'We must not conclude that the Church restricts the uncovenanted mercies of God': what Article 18 does not mean

From the 1834 Bampton Lectures of Richard Laurence (then Archbishop of Cashel), Sermon V, addressing  Articles 10 and 13 in relation to 18, 'Of obtaining eternal Salvation only by the Name of Christ'.  Under the subheading of 'Salvation of Heathens', Laurence insists that these Articles do not exclude those of other faiths from "the uncovenanted mercies of God", again noting (as with Article 9) the generous vision of salvation upheld by Zurich:

But because our Church ascribes not to human virtue, contemplated as independent of Christianity, the power of conciliating divine approbation, we must not hence conclude, that she restricts the uncovenanted mercies of God, withholding salvation from Heathens, upon whom, walking in darkness and the shadow of death, the light of the blessed Gospel has never arisen. Although persuaded "that there is none other name under heaven given to man, in which, and through which, we can receive health and salvation, but only the name of our Lord Jesus Christ";  although rejecting the creed of the Infidel as vain, who, actuated by presumption and pride, treads under foot the Son of God, and deems the blood of the covenant, wherewith he was sanctified, an unholy thing; yet she determines not the case of the Gentile world, or in any way solves a question foreign to her purpose. Indeed the real sentiments of our Reformers upon this point appear to have been different from those which some have imputed to them.
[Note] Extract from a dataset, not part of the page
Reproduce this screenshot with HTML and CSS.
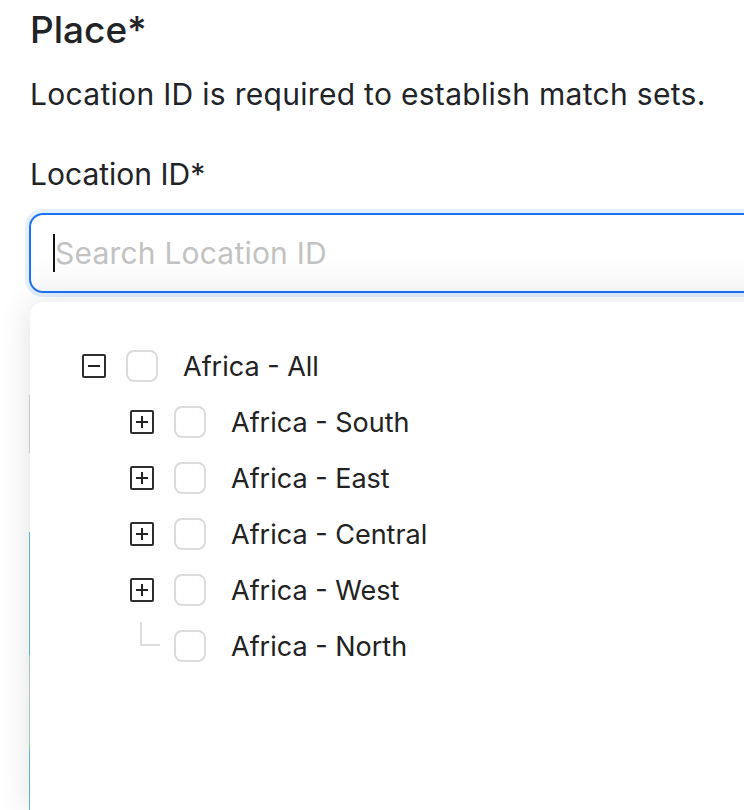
FILE: index.html
```html
<!DOCTYPE html>
<html lang="en">
<head>
  <meta charset="UTF-8">
  <meta name="viewport" content="width=device-width, initial-scale=1.0">
  <title>Place</title>
  <link rel="stylesheet" href="styles.css">
</head>
<body>
  <div class="form">
    <h2 class="section-title">Place*</h2>
    <p class="hint">Location ID is required to establish match sets.</p>
    <label class="field-label">Location ID*</label>
    <div class="search-box">
      <span class="caret"></span>
      <span class="placeholder">Search Location ID</span>
    </div>

    <div class="dropdown">
      <div class="tree-row">
        <span class="toggle">
          <svg viewBox="0 0 20 20" width="20" height="20"><path d="M4 10h12" stroke="#222" stroke-width="2"/></svg>
        </span>
        <span class="check"></span>
        <span class="tree-label">Africa - All</span>
      </div>
      <div class="tree-row child">
        <span class="toggle">
          <svg viewBox="0 0 20 20" width="20" height="20"><path d="M4 10h12M10 4v12" stroke="#222" stroke-width="2"/></svg>
        </span>
        <span class="check"></span>
        <span class="tree-label">Africa - South</span>
      </div>
      <div class="tree-row child">
        <span class="toggle">
          <svg viewBox="0 0 20 20" width="20" height="20"><path d="M4 10h12M10 4v12" stroke="#222" stroke-width="2"/></svg>
        </span>
        <span class="check"></span>
        <span class="tree-label">Africa - East</span>
      </div>
      <div class="tree-row child">
        <span class="toggle">
          <svg viewBox="0 0 20 20" width="20" height="20"><path d="M4 10h12M10 4v12" stroke="#222" stroke-width="2"/></svg>
        </span>
        <span class="check"></span>
        <span class="tree-label">Africa - Central</span>
      </div>
      <div class="tree-row child">
        <span class="toggle">
          <svg viewBox="0 0 20 20" width="20" height="20"><path d="M4 10h12M10 4v12" stroke="#222" stroke-width="2"/></svg>
        </span>
        <span class="check"></span>
        <span class="tree-label">Africa - West</span>
      </div>
      <div class="tree-row child">
        <span class="leaf-line">
          <svg viewBox="0 0 24 56" width="24" height="56"><path d="M11 4v23h19" fill="none" stroke="#dcdcdc" stroke-width="2"/></svg>
        </span>
        <span class="check"></span>
        <span class="tree-label">Africa - North</span>
      </div>
    </div>
  </div>
</body>
</html>
```

FILE: styles.css
```css
* {margin: 0; padding: 0; box-sizing: border-box;}
body {
  font-family: 'Inter', 'Noto Sans', sans-serif;
  color: #212327;
  background: #fff;
  overflow: hidden;
  height: 810px;
}
.form {
  width: 820px;
  padding: 7px 0 0 30px;
  display: flex;
  flex-direction: column;
  height: 810px;
}
.section-title {
  font-size: 37px;
  line-height: 46px;
  font-weight: 500;
}
.hint {
  font-size: 30px;
  line-height: 36px;
  letter-spacing: 0.3px;
  margin-top: 23px;
}
.field-label {
  font-size: 30px;
  line-height: 36px;
  margin-top: 44px;
}
.search-box {
  margin: 21px 0 0 -1px;
  height: 80px;
  border: 2px solid #1a73f2;
  border-radius: 14px;
  box-shadow: 0 0 0 4px #e4eefc;
  background: linear-gradient(#fff 50%, #f9f9f9);
  display: flex;
  align-items: center;
  padding-left: 22px;
  font-size: 30px;
  line-height: 36px;
}
.caret {
  width: 2px;
  height: 38px;
  background: #111;
}
.placeholder {
  color: #c2c2c2;
  letter-spacing: 0.2px;
}
.dropdown {
  position: relative;
  flex: 1;
  margin-top: 9px;
  background: #fff;
  border-radius: 14px 0 0 0;
  box-shadow: -2px 0 32px rgba(0,0,0,0.11);
  padding: 36px 0 0 52px;
}
.dropdown::before {
  content: "";
  position: absolute;
  left: -1px;
  top: 93px;
  bottom: 0;
  width: 1px;
  background: linear-gradient(#c8c8c8 0, #c8c8c8 58px, transparent 58px, transparent 137px,
    #5ab4d8 137px, #5ab4d8 260px, #8fcfae 260px, #bdbdbd 300px, #8fcfae 312px, #8fcfae 350px,
    #5ab4d8 360px);
}
.tree-row {
  height: 56px;
  display: flex;
  align-items: center;
}
.tree-row.child {
  padding-left: 48px;
}
.toggle {
  width: 24px;
  height: 24px;
  border: 2px solid #2e2e2e;
  border-radius: 2px;
  display: flex;
  align-items: center;
  justify-content: center;
}
.leaf-line {
  width: 24px;
  height: 56px;
}
.leaf-line svg {
  overflow: visible;
  display: block;
}
.check {
  width: 32px;
  height: 32px;
  border: 2px solid #dcdcdc;
  border-radius: 8px;
  margin-left: 20px;
}
.tree-label {
  font-size: 27px;
  margin-left: 25px;
  color: #222;
}
```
For while, like Luther, whose private opinion upon it was nevertheless far from being contracted, they established nothing directly upon the subject, they indirectly seemed to assert, what Zuingle had boldly and publicly taught, that the Kingdom of Heaven is open to Heathens as well as Christians; at least, in the liberal language of the Zuinglians, they held the oblation of Christ upon the cross to be "a perfect redemption, propitiation, and satisfaction, for all the sins of the whole world".

In the Articles, however, immediately under review, they proposed to themselves another object: in these they meant not to launch out into any unnecessary speculations, but to attack in one of its strong holds the pride of scholastical sophistry; to oppose the presumptuous doctrine of congruous merit. 
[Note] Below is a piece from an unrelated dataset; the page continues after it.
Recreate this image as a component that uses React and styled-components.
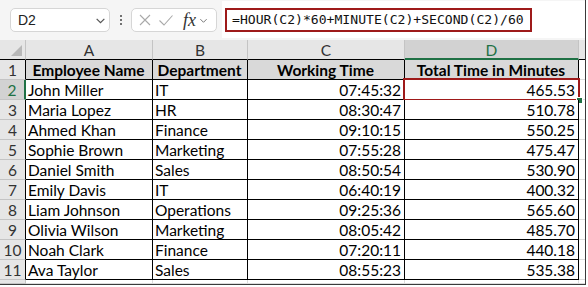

In a footnote, Laurence expands his account of Lutheran views on this matter:

When the Lutherans withheld from the Heathen world the security derivable from a participation of the Christian Covenant, they never meant to withhold from it (as I have previously remarked in the case of infants) a claim to the uncovenanted mercies of God. They excluded it from the certainty, but not the probability, of salvation.


  1. People in our Churches come up with ideas like this like they're new, liberal, generous ideas but they've been around a very long time, apparently. Our religion really is a gold mine, and you're the miner, and I can not express my gratitude sufficiently for these treasures you unearth day after day.